24: Francis Ellen Watkins Harper

2020 marks the 50th anniversary of the ordination of women in the ELCA, the 40th anniversary of women of color, and the 10th anniversary of LGBTQ+ siblings.

It’s an incredibly important marker for the ELCA, though it is only the beginning for the Church, as women are still denied ordination across the denominations and hold less than 15% of the leadership positions in the worldwide church! Therefore, in 2020, we in the Oregon Synod will highlight one woman from Christian history every week for fifty weeks.
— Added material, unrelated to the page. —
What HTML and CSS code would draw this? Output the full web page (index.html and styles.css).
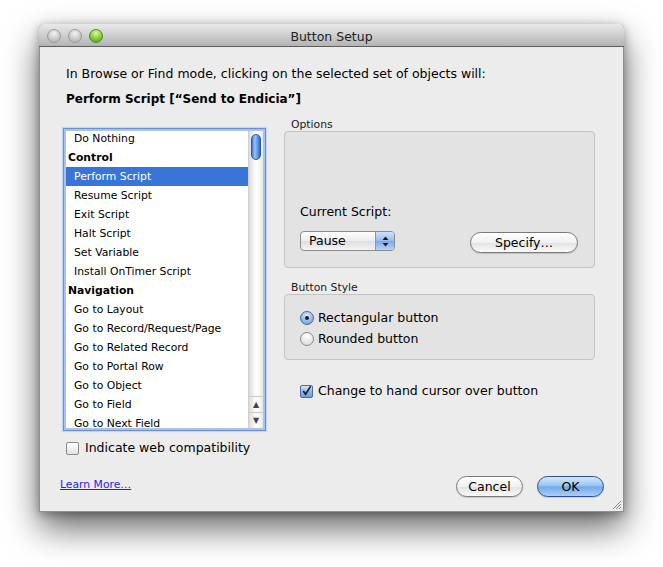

Some you may know, others you may not, but all worthy of our respect and gratitude.

#24 Ellen Watkins Harper

Though most of the early suffragists started in the abolitionist movement, some of its (white) leaders felt strongly that white women should receive the vote before black men, and therefore opposed the 15th amendment. Francis Ellen Watkins Harper had a more inclusive view. Harper was a well-known author; the first African American woman to publish a short story. In 1866, at the 11th National Woman’s Rights Convention—sharing the stage with Elizabeth Cady Stanton, Susan B. Anthony, and Lucretia Mott—Harper gave a speech entitled, “We Are All Bound Up Together,” a visionary speech on the relationship between African American and women’s rights. In it, she urged her fellow suffragettes to include African American women in their fight for the vote and emphasized the double burden of racism and sexism faced by Black women. “You white women speak here of rights,” she said. “I speak of wrongs.” Harper dedicated her life to social reform, helping to found the National Association of Colored Women and serving as its vice president in 1897. Her activism was rooted in her Christian beliefs, hearing in the Gospel a call to action and living her life in service to that call. She challenged the status quo, taking personal risks on behalf of the greater good, encouraging others with her written words and public speeches. Harper decided that her personal survival and well-being were inextricably linked to the survival and well-being of the larger society. She writes in her poem “Be Active,”

“Oh! be faithful! Oh! be valiant,
Trusting not in human might;
Know that in the darkest conflict,
God is on the side of right!”

Congress passed the 19th amendment on June 4, 1919, and ratified it on August 8, 1920. Like many prominent suffragettes, Harper did not live to see the fruits of her labor.